Да и настолько ли «элементарно» это настроение? Разве не та же нота звучит, допустим, у рафинированного европейца С. Моэма, когда он говорит, что жизнь научила его не доверять страдающим и несчастным и что успех, а не страдание делает человека лучше — терпимее, шире, добрее? Получается, что соответствующие мысли Горького нельзя не приветствовать.
Не было, однако, в Горьком той культурной легкости, того просвещенного скептицизма, которые, позволяя постукивать молоточком по медным башкам кумиров, в то же время не превращают человека в неистового молотобойца. Горький, прочитав Ницше, подумал, что «философствовать молотом» — значит и в самом деле проламывать головы. Разоблачая одни мифы, он тут же строил другие, ибо был он человеком «верующим» — нуждавшимся в вере, в заполнении той пустоты, которая и есть знаменитое «ничто»: сознание и свобода. В мифоборчестве Горького основная эмоция не скепсис, а ненависть. Он вроде Белинского: по природе своей жид и с филистимлянами за один стол не сядет.
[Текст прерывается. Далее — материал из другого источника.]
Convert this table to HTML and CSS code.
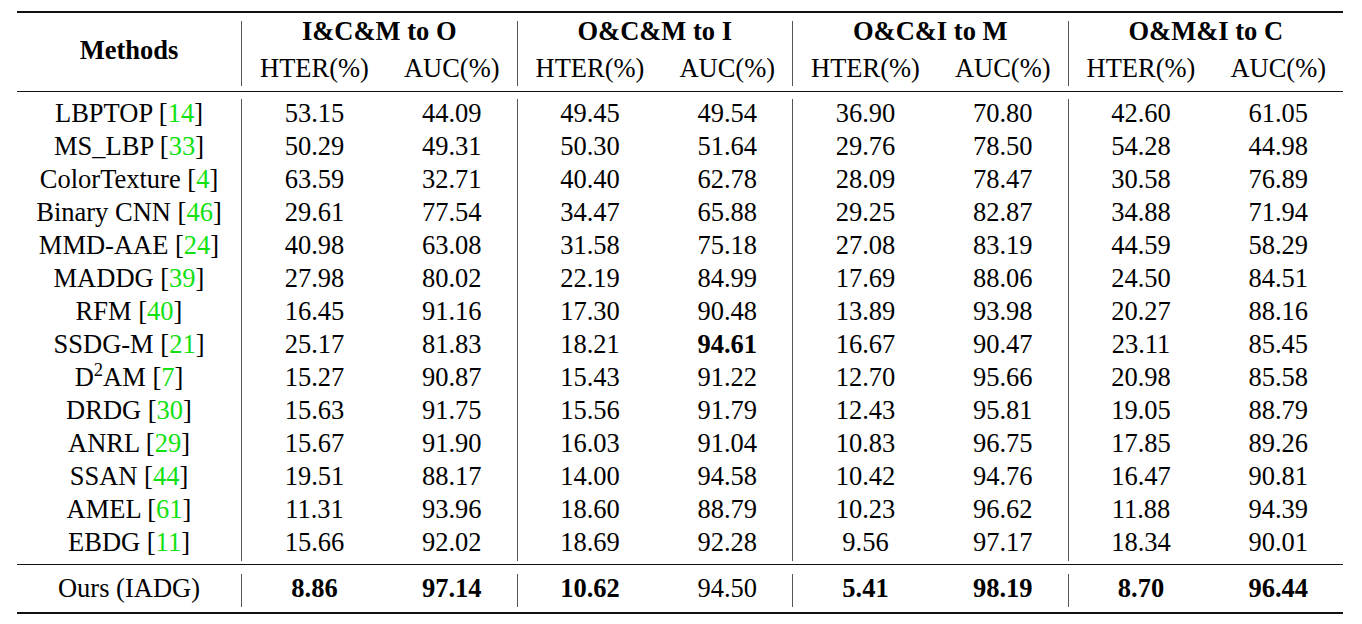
FILE: index.html
```html
<!DOCTYPE html>
<html lang="en">
<head>
<meta charset="utf-8">
<title>Cross-domain results</title>
<link rel="stylesheet" href="styles.css">
</head>
<body>
<div class="page">
<table class="results">
<colgroup>
<col class="c-method">
<col class="c-hter"><col class="c-auc">
<col class="c-hter"><col class="c-auc">
<col class="c-hter"><col class="c-auc">
<col class="c-hter"><col class="c-auc">
</colgroup>
<thead>
<tr class="gap gap-top"><td colspan="9"></td></tr>
<tr class="head-1">
<th rowspan="2" class="methods">Methods</th>
<th colspan="2" class="group vl">I&amp;C&amp;M to O</th>
<th colspan="2" class="group vl">O&amp;C&amp;M to I</th>
<th colspan="2" class="group vl">O&amp;C&amp;I to M</th>
<th colspan="2" class="group vl">O&amp;M&amp;I to C</th>
</tr>
<tr class="head-2">
<th class="vl">HTER(%)</th><th>AUC(%)</th>
<th class="vl">HTER(%)</th><th>AUC(%)</th>
<th class="vl">HTER(%)</th><th>AUC(%)</th>
<th class="vl">HTER(%)</th><th>AUC(%)</th>
</tr>
<tr class="gap gap-mid-a"><td colspan="9"></td></tr>
<tr class="gap gap-mid-b"><td colspan="9"></td></tr>
</thead>
<tbody class="data">
<tr><td>LBPTOP [<span class="cite">14</span>]</td><td class="vl">53.15</td><td>44.09</td><td class="vl">49.45</td><td>49.54</td><td class="vl">36.90</td><td>70.80</td><td class="vl">42.60</td><td>61.05</td></tr>
<tr><td>MS_LBP [<span class="cite">33</span>]</td><td class="vl">50.29</td><td>49.31</td><td class="vl">50.30</td><td>51.64</td><td class="vl">29.76</td><td>78.50</td><td class="vl">54.28</td><td>44.98</td></tr>
<tr><td>ColorTexture [<span class="cite">4</span>]</td><td class="vl">63.59</td><td>32.71</td><td class="vl">40.40</td><td>62.78</td><td class="vl">28.09</td><td>78.47</td><td class="vl">30.58</td><td>76.89</td></tr>
<tr><td>Binary CNN [<span class="cite">46</span>]</td><td class="vl">29.61</td><td>77.54</td><td class="vl">34.47</td><td>65.88</td><td class="vl">29.25</td><td>82.87</td><td class="vl">34.88</td><td>71.94</td></tr>
<tr><td>MMD-AAE [<span class="cite">24</span>]</td><td class="vl">40.98</td><td>63.08</td><td class="vl">31.58</td><td>75.18</td><td class="vl">27.08</td><td>83.19</td><td class="vl">44.59</td><td>58.29</td></tr>
<tr><td>MADDG [<span class="cite">39</span>]</td><td class="vl">27.98</td><td>80.02</td><td class="vl">22.19</td><td>84.99</td><td class="vl">17.69</td><td>88.06</td><td class="vl">24.50</td><td>84.51</td></tr>
<tr><td>RFM [<span class="cite">40</span>]</td><td class="vl">16.45</td><td>91.16</td><td class="vl">17.30</td><td>90.48</td><td class="vl">13.89</td><td>93.98</td><td class="vl">20.27</td><td>88.16</td></tr>
<tr><td>SSDG-M [<span class="cite">21</span>]</td><td class="vl">25.17</td><td>81.83</td><td class="vl">18.21</td><td class="best">94.61</td><td class="vl">16.67</td><td>90.47</td><td class="vl">23.11</td><td>85.45</td></tr>
<tr><td>D<sup>2</sup>AM [<span class="cite">7</span>]</td><td class="vl">15.27</td><td>90.87</td><td class="vl">15.43</td><td>91.22</td><td class="vl">12.70</td><td>95.66</td><td class="vl">20.98</td><td>85.58</td></tr>
<tr><td>DRDG [<span class="cite">30</span>]</td><td class="vl">15.63</td><td>91.75</td><td class="vl">15.56</td><td>91.79</td><td class="vl">12.43</td><td>95.81</td><td class="vl">19.05</td><td>88.79</td></tr>
<tr><td>ANRL [<span class="cite">29</span>]</td><td class="vl">15.67</td><td>91.90</td><td class="vl">16.03</td><td>91.04</td><td class="vl">10.83</td><td>96.75</td><td class="vl">17.85</td><td>89.26</td></tr>
<tr><td>SSAN [<span class="cite">44</span>]</td><td class="vl">19.51</td><td>88.17</td><td class="vl">14.00</td><td>94.58</td><td class="vl">10.42</td><td>94.76</td><td class="vl">16.47</td><td>90.81</td></tr>
<tr><td>AMEL [<span class="cite">61</span>]</td><td class="vl">11.31</td><td>93.96</td><td class="vl">18.60</td><td>88.79</td><td class="vl">10.23</td><td>96.62</td><td class="vl">11.88</td><td>94.39</td></tr>
<tr><td>EBDG [<span class="cite">11</span>]</td><td class="vl">15.66</td><td>92.02</td><td class="vl">18.69</td><td>92.28</td><td class="vl">9.56</td><td>97.17</td><td class="vl">18.34</td><td>90.01</td></tr>
</tbody>
<tbody class="ours">
<tr class="gap gap-ours-a"><td colspan="9"></td></tr>
<tr class="gap gap-ours-b"><td colspan="9"></td></tr>
<tr class="ours-row"><td>Ours (IADG)</td><td class="vl best">8.86</td><td class="best">97.14</td><td class="vl best">10.62</td><td>94.50</td><td class="vl best">5.41</td><td class="best">98.19</td><td class="vl best">8.70</td><td class="best">96.44</td></tr>
<tr class="gap gap-bottom"><td colspan="9"></td></tr>
</tbody>
</table>
</div>
</body>
</html>
```

FILE: styles.css
```css
html, body {
  margin: 0;
  background: #ffffff;
}

body {
  font-family: "Liberation Serif", "Times New Roman", Times, serif;
  color: #000000;
}

.page {
  padding: 11px 0 0 17px;
}

.results {
  border-collapse: separate;
  border-spacing: 0;
  table-layout: fixed;
  width: 1326px;
  font-family: "Liberation Serif", "Times New Roman", Times, serif;
  font-size: 26.5px;
}

.c-method { width: 224px; }
.c-hter { width: 146px; }
.c-auc { width: 129.5px; }

.results th,
.results td {
  padding: 0;
  text-align: center;
  white-space: nowrap;
  font-family: "Liberation Serif", "Times New Roman", Times, serif;
  font-size: 26.5px;
}

.vl {
  border-left: 1px solid #555555;
}

/* spacer rows that carry the booktabs rules */
.results .gap td {
  padding: 0;
  font-size: 0;
  line-height: 0;
}
.gap-top td {
  height: 8px;
  border-top: 2px solid #111111;
}
.gap-mid-a td {
  height: 5px;
  border-bottom: 1px solid #111111;
}
.gap-mid-b td {
  height: 7px;
}
.gap-ours-a td {
  height: 3px;
  border-bottom: 1px solid #111111;
}
.gap-ours-b td {
  height: 9px;
}
.gap-bottom td {
  height: 5px;
  border-bottom: 2px solid #111111;
}

/* header */
.head-1 th {
  height: 30px;
  line-height: 20px;
  vertical-align: top;
  font-weight: bold;
}
.head-1 th.methods {
  line-height: 58px;
  vertical-align: top;
}
.head-2 th {
  height: 35px;
  line-height: 35px;
  font-weight: normal;
}

/* body rows */
.data td,
.ours-row td {
  line-height: 29px;
  padding-bottom: 4px;
  vertical-align: top;
}

.cite {
  color: #11e011;
}

.best {
  font-weight: bold;
}

sup {
  font-size: 0.7em;
  line-height: 0;
  vertical-align: 0.55em;
}
```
Первым объектом горьковской ненависти, как со страхом увидели народнические критики, бывшие еще в силе ко времени горьковских дебютов, стал все тот же мужик: то ли богоносец, то ли прирожденный социалист. За босяка как «протестующую личность» либеральная критика ухватилась именно потому, что ухватиться у Горького было, кроме этого, не за что, а босяк — тот хоть в лохмотьях ходил и, значит, каким-то привычным стереотипам униженного и оскорбленного соответствовал. В битье же стекол и скул, даже и в воровстве усматривали революционную потенцию.
Тут вот чего еще не следует забывать. С Горьким носились не только народники и марксисты, но и тогдашняя элита, интеллектуальные и художественные сливки — круг Мережковского, к примеру. Более того, его успех совпал по времени с появлением пресловутого «декаданса» — и вот сюда-то стали зачислять и Горького. Он воспринимался отчасти в линии антипозитивистской и иррационалистической литературы начала века: лейтенант Глан на русский манер. Из Горького стали делать выразителя стихийного «природного» начала и, соответственно, разоблачителя оторвавшейся от жизненных источников, искусственной, «городской» культуры.
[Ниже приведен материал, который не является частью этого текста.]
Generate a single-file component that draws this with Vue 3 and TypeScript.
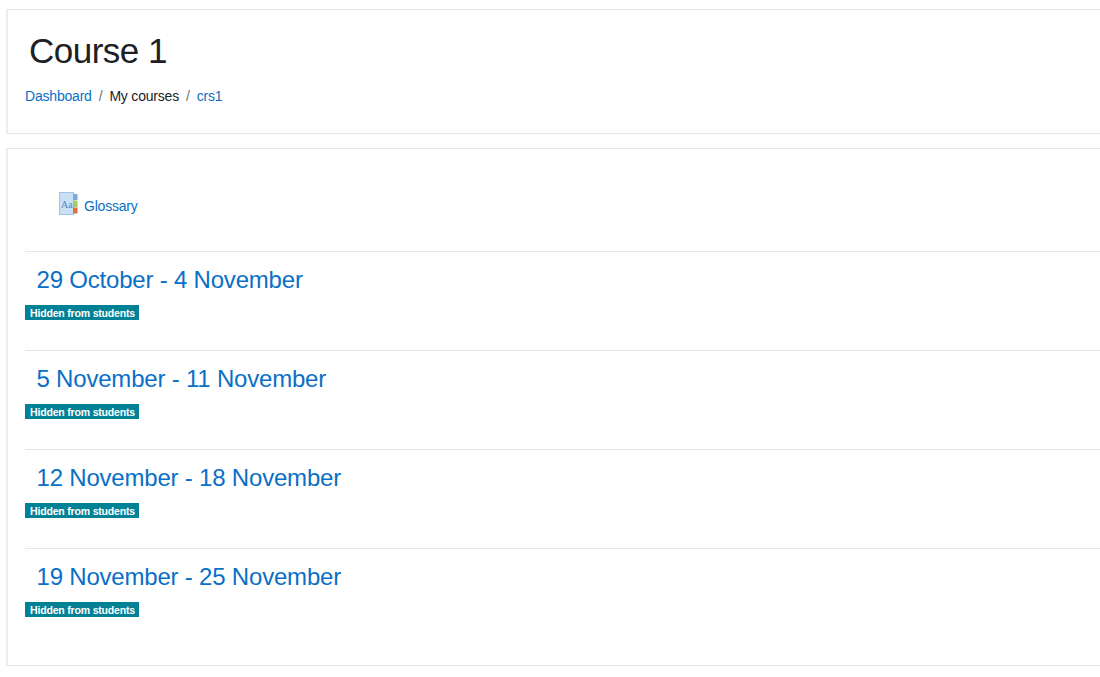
<script setup lang="ts">
const crumbs = [
  { label: 'Dashboard', link: true },
  { label: 'My courses', link: false },
  { label: 'crs1', link: true }
]

const weeks = [
  '29 October - 4 November',
  '5 November - 11 November',
  '12 November - 18 November',
  '19 November - 25 November'
]
</script>

<template>
  <div class="page">
    <header class="card page-header">
      <h1 class="course-title">Course 1</h1>
      <nav class="breadcrumb">
        <template v-for="(crumb, i) in crumbs" :key="crumb.label">
          <span v-if="i > 0" class="crumb-sep">/</span>
          <a v-if="crumb.link" class="link" href="#">{{ crumb.label }}</a>
          <span v-else class="crumb-text">{{ crumb.label }}</span>
        </template>
      </nav>
    </header>

    <main class="card course-content">
      <div class="activity">
        <svg class="activity-icon" width="19" height="24" viewBox="0 0 19 24">
          <rect x="0.5" y="0.5" width="14" height="22" fill="#c9e0f6" stroke="#9cc4ea" />
          <rect x="14" y="2" width="4.5" height="6" fill="#7ba9dc" />
          <rect x="14" y="8.5" width="4.5" height="6.5" fill="#a3cc62" />
          <rect x="14" y="15.5" width="4.5" height="6" fill="#e2703a" />
          <text x="2" y="15.5" class="icon-text">Aa</text>
        </svg>
        <a class="link activity-name" href="#">Glossary</a>
      </div>

      <section v-for="week in weeks" :key="week" class="week">
        <h3 class="week-title"><a class="week-link" href="#">{{ week }}</a></h3>
        <span class="badge">Hidden from students</span>
      </section>
    </main>
  </div>
</template>

<style>
html,
body {
  margin: 0;
  background: #fff;
}
</style>

<style scoped>
.page {
  width: 1100px;
  height: 677px;
  overflow: hidden;
  box-sizing: border-box;
  padding: 9px 0 0 6px;
  font-family: "Liberation Sans", Arial, sans-serif;
  font-size: 14px;
  letter-spacing: -0.2px;
  color: #1d2125;
}

.card {
  width: 1120px;
  box-sizing: border-box;
  background: #fff;
  border: 1px solid #e6e6e6;
  border-left: 2px solid #ececec;
}

.page-header {
  height: 125px;
  padding: 18px 17px 0;
  margin-bottom: 14px;
}

.course-title {
  margin: 0 0 0 4px;
  font-size: 35px;
  font-weight: 400;
  letter-spacing: -0.5px;
  line-height: 45px;
}

.breadcrumb {
  display: flex;
  align-items: center;
  margin-top: 13px;
  line-height: 21px;
}

.crumb-sep {
  padding: 0 7px;
  color: #6a737b;
}

.link {
  color: #0a6fc6;
  text-decoration: none;
}

.course-content {
  height: 518px;
  padding: 0 17px;
}

.activity {
  display: flex;
  align-items: flex-end;
  height: 102px;
  padding: 0 0 35px 34px;
  box-sizing: border-box;
}

.activity-icon {
  display: block;
  margin-right: 6px;
}

.icon-text {
  font-family: "Liberation Serif", serif;
  font-size: 10px;
  letter-spacing: 0;
  fill: #4f86c4;
}

.activity-name {
  line-height: 20px;
}

.week {
  height: 99px;
  box-sizing: border-box;
  border-top: 1px solid #e6e6e6;
  padding-top: 12px;
}

.week-title {
  margin: 0 0 10px 11.5px;
  font-size: 24px;
  font-weight: 400;
  letter-spacing: -0.2px;
  line-height: 31px;
}

.week-link {
  color: #0a6fc6;
  text-decoration: none;
}

.badge {
  display: block;
  width: 114px;
  height: 15px;
  box-sizing: border-box;
  padding-left: 5px;
  background: #008196;
  color: #fff;
  font-size: 10.55px;
  font-weight: 700;
  letter-spacing: -0.2px;
  line-height: 16px;
  white-space: nowrap;
}
</style>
Невозможно сделать большей ошибки, говоря о Горьком. Меньше всего в нем самом того босячества, которое пленило его читателей и критиков. И здесь мы говорим не только о биографических моментах у Горького, но и характер его творчества, его вдохновений имеем в виду. Известно, например, что в биографию Горького-босяка не верил Бунин, считал ее придуманной — и был прав отчасти. В словаре Брокгауза и Ефрона говорится о происхождении Горького из среды «вполне буржуазной»: отец его был управляющим большой пароходной конторы, мать происходила из семьи богатого купца-красильщика. Эти данные сообщил словарю сам Горький. Еще одна интересная деталь: его дед по отцу был николаевским офицером, разжалованным за жестокое обращение с солдатами.
Что касается творчества, то наиболее толковые критики со временем догадались, что Горький просто-напросто имитирует «босяка», носит маску.
Одним из таких критиков был Корней Чуковский:
Как хотите, а я не верю в его биографию.
Сын мастерового? Исходил всю Россию пешком? Не верю. По-моему, Горький — сын консисторского чиновника: он окончил Харьковский университет и теперь состоит — ну, хотя бы кандидатом на судебные должности.
И до сих пор живет при родителях и в восемь часов пьет чай с молоком и с бутербродами, в час завтракает, а в семь обедает. От спиртных напитков воздерживается: вредно.